The Effect of Inclusions on Fatigue Behavior of Nitinol and NiTi Shape Memory Alloys for Biomedical Applications
Wednesday, May 22, 2013: 15:00
Congress Hall 1 (OREA Pryamida Hotel)
Dr. Alberto Coda
,
SAES Getters S.p.A, Lainate, Italy
Dr. Marco Urbano
,
SAES Getters S.p.A, Lainate, Italy
Mr. Andrea Cadelli
,
SAES Getters S.p.A, Lainate, Italy
Mr. Frank Sczerzenie
,
SAES Smart Materials, New Hartford, NY
Prof. Stefano Beretta
,
Politecnico of Milano, Milano, Italy
ASTM F2063-05 requires the evaluation of microcleanliness in NiTi mill products with section size between 6.3 and 94 mm. These dimensions exclude most of finished components for biomedical applications. Thus, the inclusion assessment is carried out at an intermediate manufacturing step. To our knowledge, no rigorous method has been developed to correlate the inclusion dimensions in the final product to those in semi-finished materials. Moreover, the method of inclusion analysis must be based on a robust statistical approach to accurately define inclusion content. Finally, specifications about microcleanliness should rely on studies explaining the correlation between inclusions size and material performance, in particular fatigue. Quite recently, ASTM E2283-08 for statistical analysis of nonmetallic inclusions in steels has been introduced. Aim of the practice is to estimate the expected largest inclusion in a determined volume of material. The need of a thorough method for the analysis of inclusions followed the studies reported by Murakami, which demonstrates the negative effect of inclusions on the fatigue behavior of hard steels and the need to adopt the
extreme value inclusion rating.
In our opinion, a similar approach should be considered for SMAs. For this reason, a study on the effect of inclusions in Nitinol fatigue has been undertaken. Here we present the results concerning rotational bending fatigue on superelastic wires. A comprehensive experimental campaign has been carried out on materials coming from different melting processes.
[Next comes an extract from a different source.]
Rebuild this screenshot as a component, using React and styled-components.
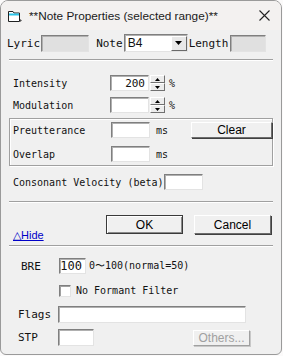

The fracture surfaces of failed wires have been analyzed and data about the presence of particles and their morphology have been recorded. The focus has been set on the particle dimensions and the cycles to fracture. For each level of alternate strain, cycles to failure have been plotted against inclusion dimensions in order to evaluate possible correlations. Finally the extreme value distribution of particles for the selected materials is identified.